Confirm your country, legal entity, client-protection context, account records and the latest official fee schedule.

The goal of this page is not to push one broker by brand name. Use the checklist below to narrow your options, then compare the broker details against your own account size, trading style and risk tolerance.

Forex broker regulation and legal entities

A broker brand is the name most traders remember. The legal entity is the company that signs the account agreement, holds client records, provides product documents and answers complaints. For regulation, the legal entity matters more than the brand.

Global broker groups often operate several entities. One entity may be authorized in the UK, another in the EU, another in Australia and another offshore. The website may look similar across regions, but leverage, product access, compensation coverage and risk disclosures can change.

Why entity changes matter

The entity can determine which regulator supervises the account, whether negative balance protection applies, what client-money rules apply and whether eligible clients have access to a compensation scheme. It can also affect which products are available. Some entities may offer CFDs, others futures or spot forex, and some may restrict residents of certain countries.

Entity changes can also happen after onboarding if a broker restructures, changes regional terms or moves clients to another company. Treat emails about account entity changes as important documents, not routine marketing.

How to verify a license

Start with the account application or terms of business and copy the exact company name. Search that name on the relevant regulator register. Match the license number, website, address and permissions. If the register warning or status does not match the broker's claim, pause before depositing.

Be careful with clone warnings. Fraudulent websites sometimes copy the name or license details of real firms. The regulator register and official broker domain should agree.

Client money and compensation

Client-money segregation and compensation schemes are not identical.
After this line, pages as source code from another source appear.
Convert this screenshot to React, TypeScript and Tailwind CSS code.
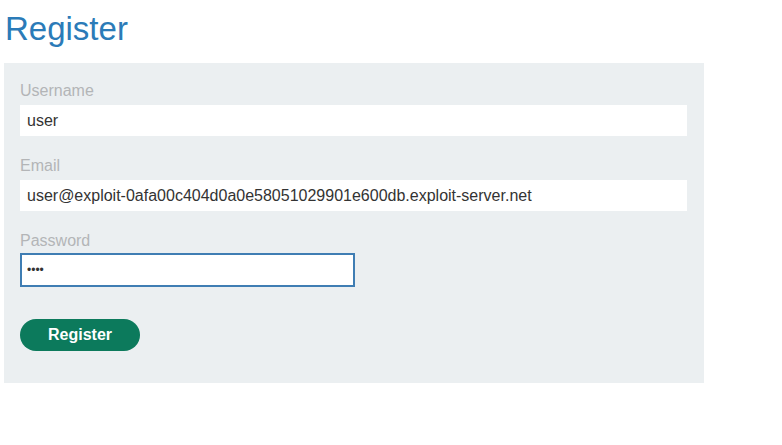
export default function App() {
  return (
    <div className="min-h-screen bg-white font-['Liberation_Sans',Arial,sans-serif]">
      <div className="w-[704px] pl-[4px]">
        <h1 className="pl-[1px] pt-[9px] text-[33px] leading-[40px] text-[#2b7bb8]">Register</h1>
        <form className="mt-[14px] flex flex-col bg-[#ebeff1] px-4 pb-[32px] pt-[18px]">
          <label className="text-[16px] leading-[20px] text-[#b3b5b7]">Username</label>
          <input
            className="mt-[4px] h-[31px] w-[667px] bg-white px-[7px] text-[16px] text-[#333] outline-none"
            defaultValue="user"
          />
          <label className="mt-[20px] text-[16px] leading-[20px] text-[#b3b5b7]">Email</label>
          <input
            className="mt-[4px] h-[31px] w-[667px] bg-white px-[7px] text-[16px] text-[#333] outline-none"
            defaultValue="user@exploit-0afa00c404d0a0e58051029901e600db.exploit-server.net"
          />
          <label className="mt-[20px] text-[16px] leading-[20px] text-[#b3b5b7]">Password</label>
          <input
            type="password"
            className="mt-[2px] h-[34px] w-[335px] border-2 border-[#3f7db3] bg-white px-[5px] text-[12px] text-[#333] outline-none"
            defaultValue="user"
          />
          <button
            type="button"
            className="mt-[32px] h-[32px] w-[120px] rounded-full bg-[#0c7a5c] text-[16px] font-bold text-white"
          >
            Register
          </button>
        </form>
      </div>
    </div>
  );
}
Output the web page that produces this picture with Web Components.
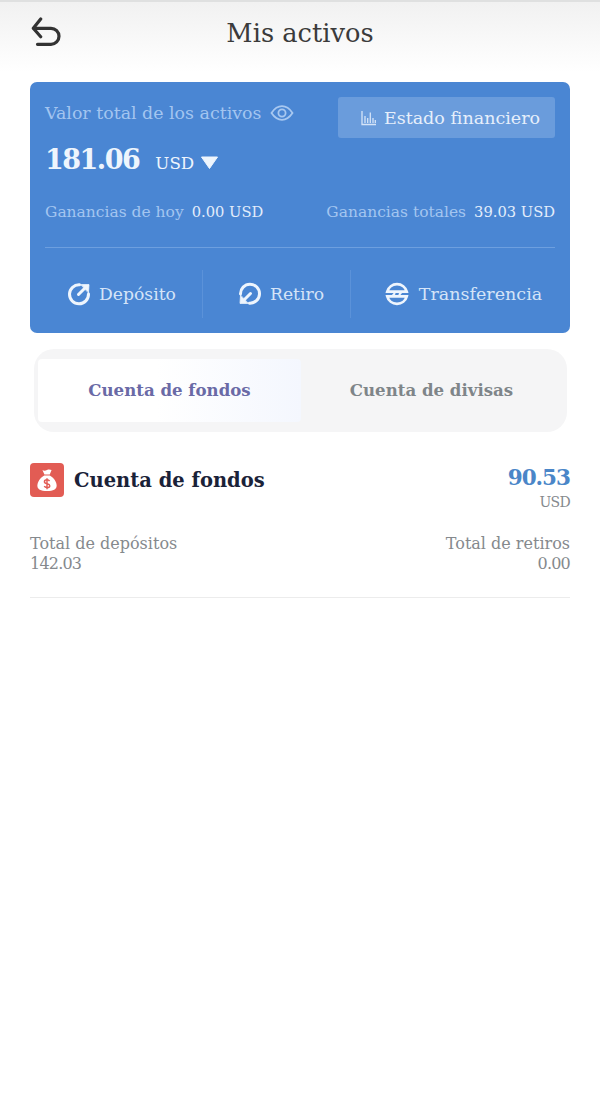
<!DOCTYPE html>
<html lang="es">
<head>
<meta charset="utf-8">
<title>Mis activos</title>
<style>
  html, body { margin: 0; padding: 0; background: #fff; }
  body { width: 600px; height: 1112px; overflow: hidden; font-family: "DejaVu Serif", "Liberation Serif", serif; }
</style>
</head>
<body>
<top-bar>Mis activos</top-bar>
<assets-card></assets-card>
<account-tabs></account-tabs>
<fund-account></fund-account>

<script>
// Top bar
class TopBar extends HTMLElement {
  constructor() {
    super();
    this.attachShadow({ mode: 'open' });
    this.shadowRoot.innerHTML = `
      <style>
        :host { display: block; height: 72px; box-sizing: border-box; border-top: 2px solid #dfe0e0; padding-top: 12px;
          background: linear-gradient(#f1f1f1, #ffffff); }
        .row { display: grid; grid-template-columns: 1fr auto 1fr; align-items: center; height: 38px; }
        svg { display: block; margin-left: 30px; }
        .title { font-size: 25.7px; color: #3b3b3b; }
      </style>
      <div class="row">
        <svg width="32" height="32" viewBox="0 0 32 32" fill="none" stroke="#333" stroke-width="3.2" stroke-linecap="round" stroke-linejoin="round">
          <path d="M10.7 2 3.3 11.3l7.4 8.4"/>
          <path d="M3.8 11.3H21a8 8 0 0 1 0 16H7.5"/>
        </svg>
        <div class="title"><slot></slot></div>
        <div></div>
      </div>`;
  }
}
customElements.define('top-bar', TopBar);

// One of the three actions at the foot of the card
class CardAction extends HTMLElement {
  constructor() {
    super();
    this.attachShadow({ mode: 'open' });
    this.shadowRoot.innerHTML = `
      <style>
        :host { display: flex; align-items: center; justify-content: center; gap: 8px; color: #d5e4f8; font-size: 17.2px; height: 48px; }
        ::slotted(svg) { display: block; flex: none; }
      </style>
      <slot name="icon"></slot><slot></slot>`;
  }
}
customElements.define('card-action', CardAction);

// Blue summary card
class AssetsCard extends HTMLElement {
  constructor() {
    super();
    this.attachShadow({ mode: 'open' });
    this.shadowRoot.innerHTML = `
      <style>
        :host { display: block; margin: 10px 30px 0; height: 251px; box-sizing: border-box; padding: 15px 15px 0;
          background: #4a86d3; border-radius: 7px; }
        .top { display: flex; justify-content: space-between; align-items: flex-start; }
        .label { display: flex; align-items: center; gap: 9px; font-size: 17.4px; color: #a3c5f0; height: 32px; }
        .btn { display: flex; align-items: center; justify-content: center; gap: 8px; width: 217px; height: 41px; box-sizing: border-box; padding-left: 8px;
          background: #6a9cdc; border-radius: 3px; color: #e6effb; font-size: 17.5px; }
        .amount { display: flex; align-items: baseline; margin-top: 6px; color: #eef5fd; height: 44px; }
        .amount b { font-size: 27px; letter-spacing: -1.5px; }
        .amount span { font-size: 16.7px; margin-left: 16px; }
        .amount svg { margin-left: 7px; }
        .gains { display: flex; justify-content: space-between; margin-top: 12px; font-size: 15.5px; color: #a3c5f0; height: 24px; align-items: center; }
        .gains em { font-style: normal; font-size: 14.7px; color: #e3edfb; margin-left: 8px; }
        hr { border: 0; height: 1px; background: #6d9fdf; margin: 23px 0 0; }
        .actions { display: grid; grid-template-columns: 157px 148px 1fr; margin: 22px -15px 0 0; }
        .actions card-action + card-action { border-left: 1px solid #5b92d9; }
        .dep { padding-right: 4px; }
        .ret { padding-left: 9px; }
        .tra { padding-left: 6px; gap: 10px; font-size: 17.5px; }
      </style>
      <div class="top">
        <div class="label">Valor total de los activos
          <svg width="24" height="18" viewBox="0 0 24 18" fill="none" stroke="#a8c8f0" stroke-width="1.8">
            <path d="M1.5 9C4.5 4.5 8 2.2 12 2.2S19.5 4.5 22.5 9C19.5 13.5 16 15.8 12 15.8S4.5 13.5 1.5 9Z"/>
            <circle cx="12" cy="9" r="3.6"/>
          </svg>
        </div>
        <div class="btn">
          <svg width="15" height="16" viewBox="0 0 15 16" fill="none" stroke="#d5e4f8" stroke-width="1.3">
            <path d="M1 1v13.5h14M4 13V6M6.7 13V8M9.3 13V2.5M12 13V8M14.3 13v-3"/>
          </svg>
          Estado financiero
        </div>
      </div>
      <div class="amount">
        <b>181.06</b><span>USD</span>
        <svg width="17" height="13" viewBox="0 0 17 13"><path d="M.5 1h16L8.5 12.5Z" fill="#eef5fd" stroke="#eef5fd" stroke-linejoin="round"/></svg>
      </div>
      <div class="gains">
        <div>Ganancias de hoy<em>0.00 USD</em></div>
        <div>Ganancias totales<em>39.03 USD</em></div>
      </div>
      <hr>
      <div class="actions">
        <card-action class="dep">
          <svg slot="icon" width="24" height="24" viewBox="0 0 24 24" fill="none" stroke="#eef5fd" stroke-width="3" stroke-linecap="round">
            <path d="M12.5 2.8A9.5 9.5 0 1 0 21.5 12"/>
            <path d="M11.5 12.5 17.5 6.5"/>
            <path d="M14 2.6h8l-.5 8z" fill="#eef5fd" stroke-width=".8" stroke-linejoin="round"/>
          </svg>
          Depósito
        </card-action>
        <card-action class="ret">
          <svg slot="icon" width="24" height="24" viewBox="0 0 24 24" fill="none" stroke="#eef5fd" stroke-width="3" stroke-linecap="round">
            <g transform="rotate(180 12 12)">
              <path d="M12.5 2.8A9.5 9.5 0 1 0 21.5 12"/>
              <path d="M11.5 12.5 17.5 6.5"/>
              <path d="M14 2.6h8l-.5 8z" fill="#eef5fd" stroke-width=".8" stroke-linejoin="round"/>
            </g>
          </svg>
          Retiro
        </card-action>
        <card-action class="tra">
          <svg slot="icon" width="24" height="24" viewBox="0 0 24 24" fill="none" stroke="#eef5fd" stroke-width="2.8">
            <path d="M2.3 9.7A10 10 0 0 1 21.7 9.7Z"/>
            <path d="M2.3 14.3A10 10 0 0 0 21.7 14.3Z"/>
            <path d="M16.5 10l-2.5 3M7.5 14l2.5-3" stroke-width="2"/>
          </svg>
          Transferencia
        </card-action>
      </div>`;
  }
}
customElements.define('assets-card', AssetsCard);

// Tab switch under the card
class AccountTabs extends HTMLElement {
  constructor() {
    super();
    this.attachShadow({ mode: 'open' });
    this.shadowRoot.innerHTML = `
      <style>
        :host { display: grid; grid-template-columns: 263px 1fr; box-sizing: border-box; margin: 16px 33px 0 34px; height: 83px;
          padding: 10px 0 10px 4px; background: #f5f5f6; border-radius: 20px; font-size: 16.6px; font-weight: 700; }
        div { display: flex; align-items: center; justify-content: center; padding-bottom: 2px; }
        .on { background: linear-gradient(90deg, #ffffff 45%, #f4f7fe); border-radius: 4px; color: #6a6aa6; }
        .off { color: #7f8589; padding-right: 5px; }
      </style>
      <div class="on">Cuenta de fondos</div>
      <div class="off">Cuenta de divisas</div>`;
  }
}
customElements.define('account-tabs', AccountTabs);

// Fund account summary
class FundAccount extends HTMLElement {
  constructor() {
    super();
    this.attachShadow({ mode: 'open' });
    this.shadowRoot.innerHTML = `
      <style>
        :host { display: block; margin: 31px 30px 0; height: 135px; box-sizing: border-box; border-bottom: 1px solid #ececec; }
        .head { display: flex; justify-content: space-between; align-items: flex-start; }
        .name { display: flex; align-items: center; gap: 10px; font-size: 19.5px; font-weight: 700; color: #1a2238; height: 34px; }
        .tile { display: flex; align-items: center; justify-content: center; width: 34px; height: 34px; border-radius: 4px; background: #e25c54; }
        .value { text-align: right; }
        .value b { display: block; font-size: 21.5px; letter-spacing: -1px; line-height: 30px; color: #4a86c8; }
        .value span { display: block; font-size: 14px; letter-spacing: -.7px; line-height: 16px; margin-top: 1px; color: #85898d; }
        .totals { display: flex; justify-content: space-between; margin-top: 24px; font-size: 16px; line-height: 20px; color: #85898d; }
        .totals div + div { text-align: right; }
        .totals span { letter-spacing: -.8px; }
      </style>
      <div class="head">
        <div class="name">
          <span class="tile">
            <svg width="22" height="25" viewBox="0 0 24 26">
              <path d="M7 1.5c1.5 1 3 1 5 0s3.5-.5 5 0L15 6.5H9.2Z" fill="#fff"/>
              <path d="M9 7.5h6c4.5 2.5 7.5 7 7.5 11 0 4.5-3.5 6-10.5 6s-10.5-1.5-10.5-6c0-4 3-8.5 7.5-11Z" fill="#fff"/>
              <path d="M14.8 13.6c-.6-1-1.6-1.4-2.8-1.4-1.6 0-2.8.8-2.8 2.1 0 2.9 5.8 1.5 5.8 4.3 0 1.3-1.3 2.1-3 2.1-1.3 0-2.4-.5-3-1.5M12 10.5v12" fill="none" stroke="#e25c54" stroke-width="1.6"/>
            </svg>
          </span>
          Cuenta de fondos
        </div>
        <div class="value"><b>90.53</b><span>USD</span></div>
      </div>
      <div class="totals">
        <div>Total de depósitos<br><span>142.03</span></div>
        <div>Total de retiros<br><span>0.00</span></div>
      </div>`;
  }
}
customElements.define('fund-account', FundAccount);
</script>
</body>
</html>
Segregation concerns how client funds should be held. Compensation may cover eligible clients if a firm fails, subject to rules and limits. Neither protection covers normal trading losses from market movement.

Professional status can also change protections. If a broker invites you to become a professional client, read what retail protections you may lose before accepting.

Questions before opening an account

  • Which legal entity will hold the account?
  • Which regulator register confirms that entity?
  • What products and leverage limits apply in your country?
  • Does negative balance protection apply to your account type?
  • What complaint and compensation routes are available?

When to re-check regulation

Re-check regulation when moving country, changing account type, accepting professional status, receiving new terms or trading a new product. A comparison page can help build a shortlist, but the final check should always use current broker documents and official registers.

Entity checks for existing accounts

Regulation is not only a pre-deposit check. Existing clients should re-check their entity when moving country, accepting new terms, changing account type or receiving a notice about migration. Broker groups can alter client routing when licenses, product rules or business structures change.

Keep copies of the terms that applied when you opened the account and compare them with new notices. If the new entity changes protection, product access, leverage or complaint routes, treat the account as a fresh broker decision.